Bukannya Nabi SAW diperintahkan untuk memaafkan perbuatan mereka, tetapi karena Allah yang akan membalas mereka. Maka jangan terlalu dipikirkan ulah mereka dan jangan hiraukan keengganan dan kedurhakaan mereka, toh mereka pasti masuk neraka.
[1] Ibnu Katsir (w. 774 H), Tafsir Al-Quran Al-Azhim (Cairo, Dar Thaibah lin-Nasyr wa at-Tauzi’, Cet. 2, 1420 H – 1999 M)
[2] Al-Qurthubi (w. 681 H), Al-Jami’ li Ahkam Al-Quran, (Cairo - Darul-Qutub Al-Mishriyah –Cet. III, 1384 H- 1964 M)
[3] Quraish Shihab, Tafsir Al-Misbah : pesan, kesan dan keserasian Al-Quran (Tangerang, PT. Lentera Hati, 2017)
وَقُلْ لَهُمْ فِي أَنْفُسِهِمْ قَوْلًا بَلِيغًا
Kata wa qul lahum (وَقُلْ لَهُمْ) artinya : dan katakanlah. Kata fi anfusihim (فِي أَنْفُسِهِمْ) artinya : pada diri mereka. Kata qaulan baligha (قَوْلًا بَلِيغًا) artinya : perkataan yang membekas.
Tiga versi terjemah kita sepakat membalik urutannya, yaitu dengan memposisikan kata fi anfusihim (فِي أَنْفُسِهِمْ) di bagian akhir, sehingga hasilnya menjadi sebagai berikut : “dan katakanlah kepada mereka perkataan yang membekas pada jiwanya”.

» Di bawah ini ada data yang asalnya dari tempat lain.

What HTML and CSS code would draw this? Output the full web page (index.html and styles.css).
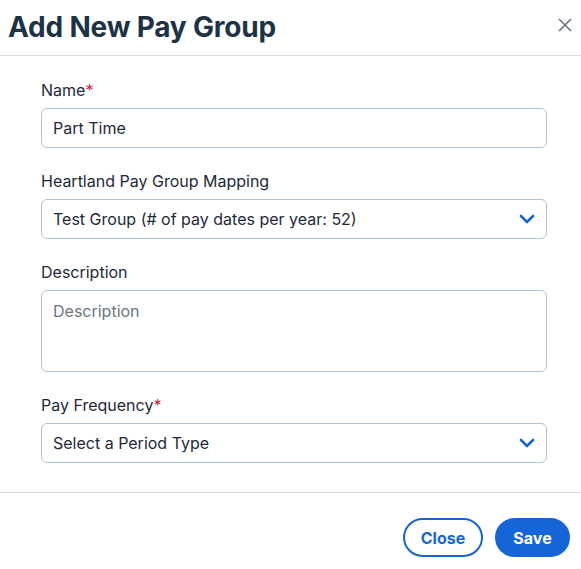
FILE: index.html
```html
<!DOCTYPE html>
<html lang="en">
<head>
<meta charset="utf-8">
<link rel="stylesheet" href="styles.css">
</head>
<body>
<div class="modal">
  <header class="modal-header">
    <h1 class="modal-title">Add New Pay Group</h1>
    <button class="close-x" aria-label="Close">
      <svg width="14" height="14" viewBox="0 0 14 14"><path d="M1 1L13 13M13 1L1 13" stroke="#6b7480" stroke-width="1.6" fill="none"/></svg>
    </button>
  </header>
  <main class="modal-body">
    <div class="field">
      <label class="label">Name<span class="req">*</span></label>
      <div class="control">Part Time</div>
    </div>
    <div class="field">
      <label class="label">Heartland Pay Group Mapping</label>
      <div class="control select">
        <span>Test Group (# of pay dates per year: 52)</span>
        <svg class="chev" width="16" height="10" viewBox="0 0 16 10"><path d="M2 2L8 8L14 2" stroke="#1565d8" stroke-width="2.6" fill="none" stroke-linecap="round" stroke-linejoin="round"/></svg>
      </div>
    </div>
    <div class="field">
      <label class="label">Description</label>
      <div class="control textarea placeholder">Description</div>
    </div>
    <div class="field last">
      <label class="label">Pay Frequency<span class="req">*</span></label>
      <div class="control select">
        <span>Select a Period Type</span>
        <svg class="chev" width="16" height="10" viewBox="0 0 16 10"><path d="M2 2L8 8L14 2" stroke="#1565d8" stroke-width="2.6" fill="none" stroke-linecap="round" stroke-linejoin="round"/></svg>
      </div>
    </div>
  </main>
  <footer class="modal-footer">
    <button class="btn btn-outline">Close</button>
    <button class="btn btn-primary">Save</button>
  </footer>
</div>
</body>
</html>
```
FILE: styles.css
```css
* { box-sizing: border-box; }
html, body { margin: 0; padding: 0; background: #fff; }
body { font-family: Inter, "Noto Sans", sans-serif; color: #1e2a38; }
.modal { width: 581px; }
.modal-header {
  display: flex;
  align-items: center;
  justify-content: space-between;
  height: 56px;
  padding: 0 9px 2px 8px;
  border-bottom: 1px solid #d8dde3;
}
.modal-title {
  margin: 0;
  font-size: 28px;
  font-weight: 700;
  color: #1d3245;
  letter-spacing: -0.2px;
}
.close-x {
  border: 0; background: none; padding: 0; width: 14px; height: 14px;
  display: flex; margin-top: -4px;
}
.modal-body { padding: 22px 34px 29px 41px; }
.field { margin-bottom: 21px; }
.field.last { margin-bottom: 0; }
.label {
  display: block;
  font-size: 16px;
  line-height: 24px;
  color: #1e2a38;
  margin-bottom: 6px;
}
.req { color: #d4213d; }
.control {
  height: 40px;
  border: 1px solid #b0c4d8;
  border-radius: 6px;
  padding: 0 11px;
  font-size: 16px;
  display: flex;
  align-items: center;
  color: #1e2a38;
}
.select { justify-content: space-between; padding-right: 11px; }
.chev { display: block; }
.textarea { height: 82px; align-items: flex-start; padding-top: 10px; }
.placeholder { color: #6d7682; }
.modal-footer {
  border-top: 1px solid #dedede;
  display: flex;
  justify-content: flex-end;
  gap: 12px;
  padding: 25px 11px 0 0;
}
.btn {
  font-family: Inter, "Noto Sans", sans-serif;
  font-size: 16px;
  font-weight: 700;
  height: 39px;
  border-radius: 20px;
  cursor: pointer;
}
.btn-outline {
  width: 80px;
  background: #fff;
  color: #1565d8;
  border: 2px solid #1565d8;
}
.btn-primary {
  width: 75px;
  background: #1565d8;
  color: #fff;
  border: 2px solid #1565d8;
}
```
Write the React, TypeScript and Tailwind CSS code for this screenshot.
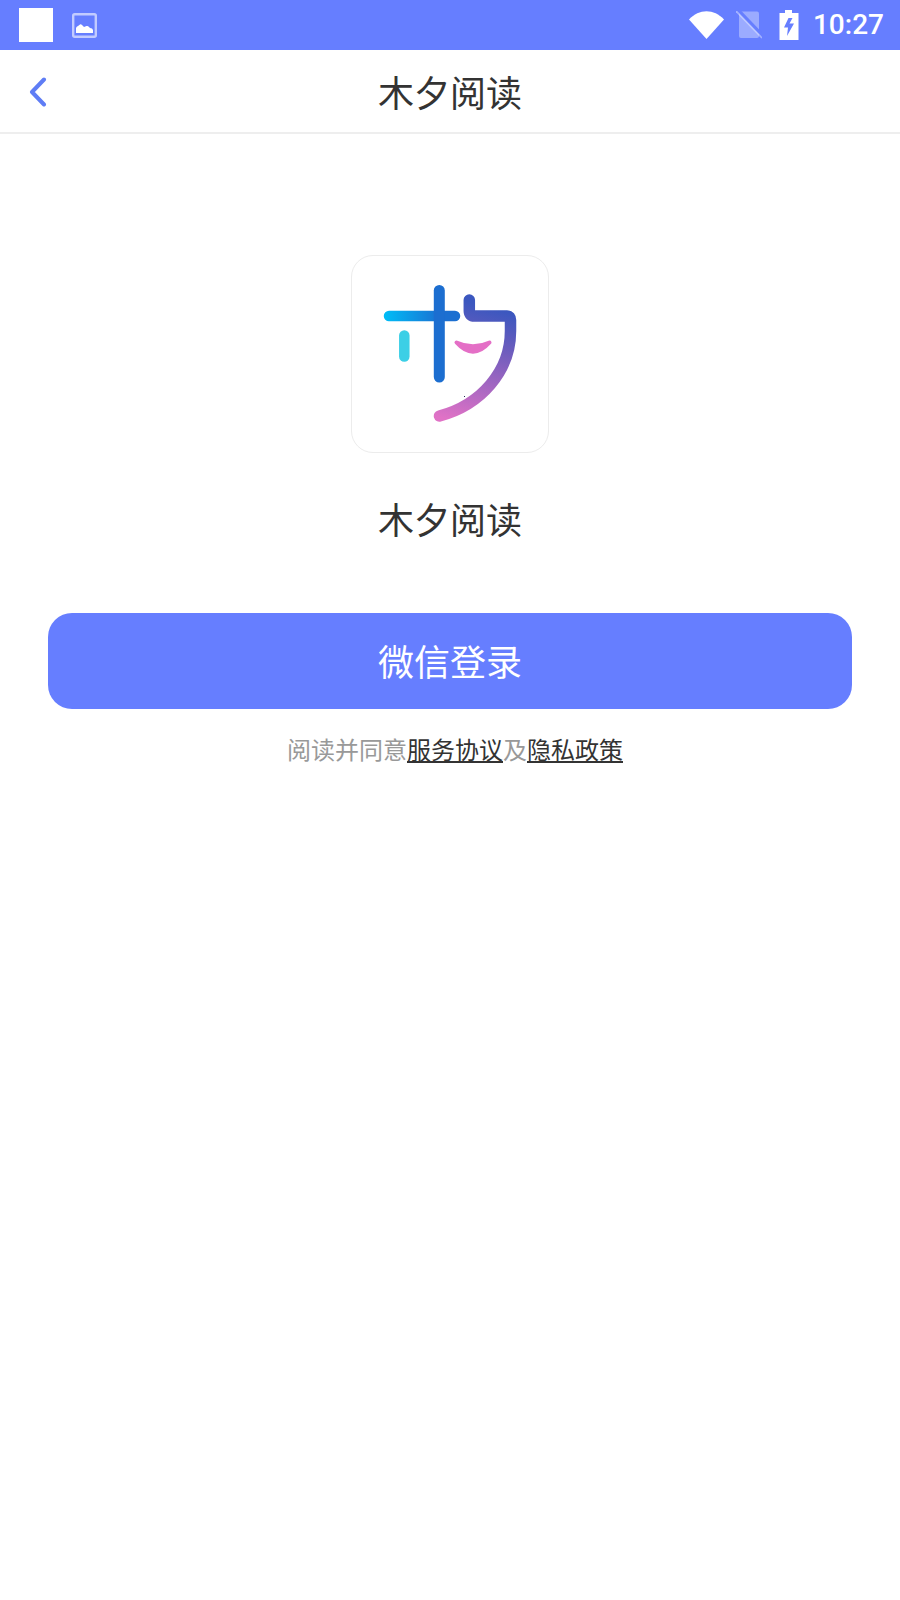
import React from "react";

const StatusBar: React.FC = () => (
    <div className="h-[50px] bg-[#667eff] flex items-center justify-between pl-[19px] pr-[16px]">
        <div className="flex items-center">
            <div className="w-[34px] h-[34px] bg-white" />
            <svg className="ml-[19px]" width="25" height="25" viewBox="0 0 25 25">
                <rect x="1.2" y="1.2" width="22.6" height="22.6" rx="1.5" fill="none" stroke="#fff" strokeOpacity="0.6" strokeWidth="2.4" />
                <path d="M4 20 V15 Q4.5 13.5 6 13 L8 11.5 Q9 11 10 12 L12 14 L14.5 13 Q16 12.5 17 14 L18 15 Q20.5 15 21 17 V20 Z" fill="#fff" />
            </svg>
        </div>
        <div className="flex items-center">
            <svg width="35" height="28" viewBox="0 0 35 28">
                <path d="M0 8.5 C10 -2.5 25 -2.5 35 8.5 L17.5 28 Z" fill="#fff" />
            </svg>
            <svg className="ml-[12px]" width="26" height="28" viewBox="0 0 26 28">
                <path d="M5 0.5 H21 Q23 0.5 23 2.5 V25 Q23 27 21 27 H5 Q3 27 3 25 V2.5 Q3 0.5 5 0.5 Z" fill="#fff" fillOpacity="0.35" />
                <path d="M2 -1 L27 25" stroke="#667eff" strokeWidth="3.5" />
                <path d="M0 0 L26 27" stroke="#fff" strokeOpacity="0.4" strokeWidth="1.8" />
            </svg>
            <svg className="ml-[17px]" width="20" height="30" viewBox="0 0 20 30">
                <path d="M6 0 H13 V3 H19.5 V30 H0.5 V3 H6 Z" fill="#fff" />
                <path d="M9.5 8 L5 17.5 H9 L8 26 L15 13.5 H10.5 L13.5 8 Z" fill="#667eff" />
            </svg>
            <span className="ml-[14px] text-[28px] leading-[50px] text-white font-medium font-['Roboto',sans-serif]">10:27</span>
        </div>
    </div>
);

const NavBar: React.FC = () => (
    <div className="relative h-[84px] border-b-2 border-[#eeeeee] flex items-center justify-center">
        <button className="absolute left-[29px] top-[27px]">
            <svg className="block" width="18" height="30" viewBox="0 0 18 30">
                <path d="M15 2.5 L3 15 L15 27.5" fill="none" stroke="#5f7df5" strokeWidth="4" strokeLinecap="round" strokeLinejoin="round" />
            </svg>
        </button>
        <h1 className="text-[36px] leading-[50px] text-[#333333] font-normal">木夕阅读</h1>
    </div>
);

const Logo: React.FC = () => (
    <div className="w-[198px] h-[198px] rounded-[22px] border border-[#ececec] bg-white">
        <svg className="block" width="196" height="196" viewBox="1 1 196 196" fill="none">
            <defs>
                <linearGradient id="bar" gradientUnits="userSpaceOnUse" x1="33" y1="0" x2="90" y2="0">
                    <stop offset="0" stopColor="#00bdf7" />
                    <stop offset="1" stopColor="#1b6fd1" />
                </linearGradient>
                <linearGradient id="curve" gradientUnits="userSpaceOnUse" x1="130" y1="50" x2="100" y2="165">
                    <stop offset="0" stopColor="#3b57bf" />
                    <stop offset="0.3" stopColor="#6a5cbd" />
                    <stop offset="1" stopColor="#e072c6" />
                </linearGradient>
            </defs>
            <path d="M38 61 H104" stroke="url(#bar)" strokeWidth="10.5" strokeLinecap="round" />
            <path d="M88.3 35.5 V122" stroke="#1c6ed0" strokeWidth="11" strokeLinecap="round" />
            <path d="M53.3 80.5 V101.5" stroke="#3ccfe6" strokeWidth="10.5" strokeLinecap="round" />
            <path d="M105.5 87.5 Q122 95 138.5 87.5 Q122 106 105.5 87.5 Z" fill="#e46fc6" stroke="#e46fc6" strokeWidth="4" strokeLinejoin="round" />
            <path d="M118.3 45 V56 Q118.3 61 123.5 61 H156 Q159.5 61 159.5 65 V76 C159.5 116 130 150 88.5 161" stroke="url(#curve)" strokeWidth="11.5" strokeLinecap="round" strokeLinejoin="round" />
            <rect x="113" y="141" width="1" height="1" fill="#1f2a55" />
        </svg>
    </div>
);

export default function App() {
    return (
        <div className="min-h-[1600px] bg-white font-['Noto_Sans_CJK_SC','Noto_Sans',sans-serif]">
            <StatusBar />
            <NavBar />
            <main className="flex flex-col items-center pt-[121px] px-[48px]">
                <Logo />
                <div className="mt-[39px] text-[36px] leading-[52px] text-[#333333]">木夕阅读</div>
                <button className="mt-[69px] w-full h-[96px] pb-[2px] rounded-[24px] bg-[#667eff] text-white text-[36px]">
                    微信登录
                </button>
                <p className="mt-[23px] ml-[10px] text-[24px] leading-[34px] text-[#999999]">
                    阅读并同意
                    <a className="text-[#333333] underline" href="#terms">服务协议</a>
                    及
                    <a className="text-[#333333] underline" href="#privacy">隐私政策</a>
                </p>
            </main>
        </div>
    );
}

Al-Alusi dalam tafsirnya Ruh Al-Ma’ani[1] menjelaskan bahwa perintah (وَقُلْ لَهُمْ فِي أَنْفُسِهِمْ) ini maksudnya katakanlah kepada mereka saat tidak ada orang lain bersama mereka, karena hal itu lebih memungkinkan mereka untuk menerima nasihat. Sebab ada sebuah etika dalam menasehati orang yaitu hindari memberi nasihat di hadapan khalayak.
النُّصْحُ بَيْنَ المَلَأِ تَقْرِيعٌ
Menasehati orang di hadapan orang banyak justru merupakan penghinaan atau celaan
Sedangkan makna qaulan baligha (قَوْلًا بَلِيغًا) yang dimaksud adalah perkataan yang berpengaruh, yang sampai ke inti maksud, serta sesuai dengan tujuan yang diinginkan.
Prof. Dr. M. Quraish Shihab dalam tafsirnya Al-Misbah[2] menuliskan bahwa perintah (وَقُلْ لَهُمْ فِي أَنْفُسِهِمْ قَوْلًا بَلِيغًا) ini bisa juga kata itu dipahami dalam arti sampaikan nasihat kepada mereka secara rahasia, jangan permalukan mereka di hadapan umum, karena nasihat atau kritik secara terang-terangan dapat melahirkan antipati, bahkan sikap keras kepala yang mendorong pembangkangan yang lebih besar lagi.
Sedangkan apa yang dimaksud dari penggalan ayat ini, menurut Fakhruddin Ar-Razi[3] ada dua pendapat, yaitu :
1. Pendapat Pertama
Yang dimaksud dengan al-wa’zh (الوعظ) alias nasihat disini adalah menakut-nakuti mereka dengan ancaman azab akhirat. Sedangkan yang dimaksud dengan qaulan baligha (قَوْلًا بَلِيغًا) atau perkataan yang mendalam adalah menakut-nakuti dengan azab dunia.
Apa yang ada di dalam hati kalian berupa kemunafikan dan tipu muslihat sesungguhnya diketahui oleh Allah. Bagi Allah, tidak ada perbedaan antara kalian dan orang-orang kafir lainnya. Allah hanya mengangkat pedang dari kalian karena kalian menampakkan iman. Jika kalian terus-menerus melakukan perbuatan buruk ini, maka jelaslah bagi semua orang bahwa kalian tetap dalam kekafiran, dan saat itu pedang akan dikenakan kepada kalian.
2. Pendapat Kedua
Pendapat kedua mengatakan bahwa ungkapan qaulan baligha (قَوْلًا بَلِيغًا) atau ‘perkataan yang mendalam’ adalah sifat dari al-wa’zh (الوعظ) alias nasihat.
Maka Allah memerintahkan untuk memberikan nasihat, kemudian memerintahkan agar nasihat tersebut disampaikan dengan perkataan yang mendalam, yaitu perkataan yang panjang, indah dalam susunan kata, bagus dalam makna, yang mencakup ajakan dan ancaman, peringatan dan ancaman, pahala dan hukuman.
Karena perkataan yang seperti ini memiliki pengaruh besar di hati, sedangkan jika perkataannya singkat, lemah dalam susunan, dan sedikit maknanya, maka tidak akan berpengaruh sama sekali di hati.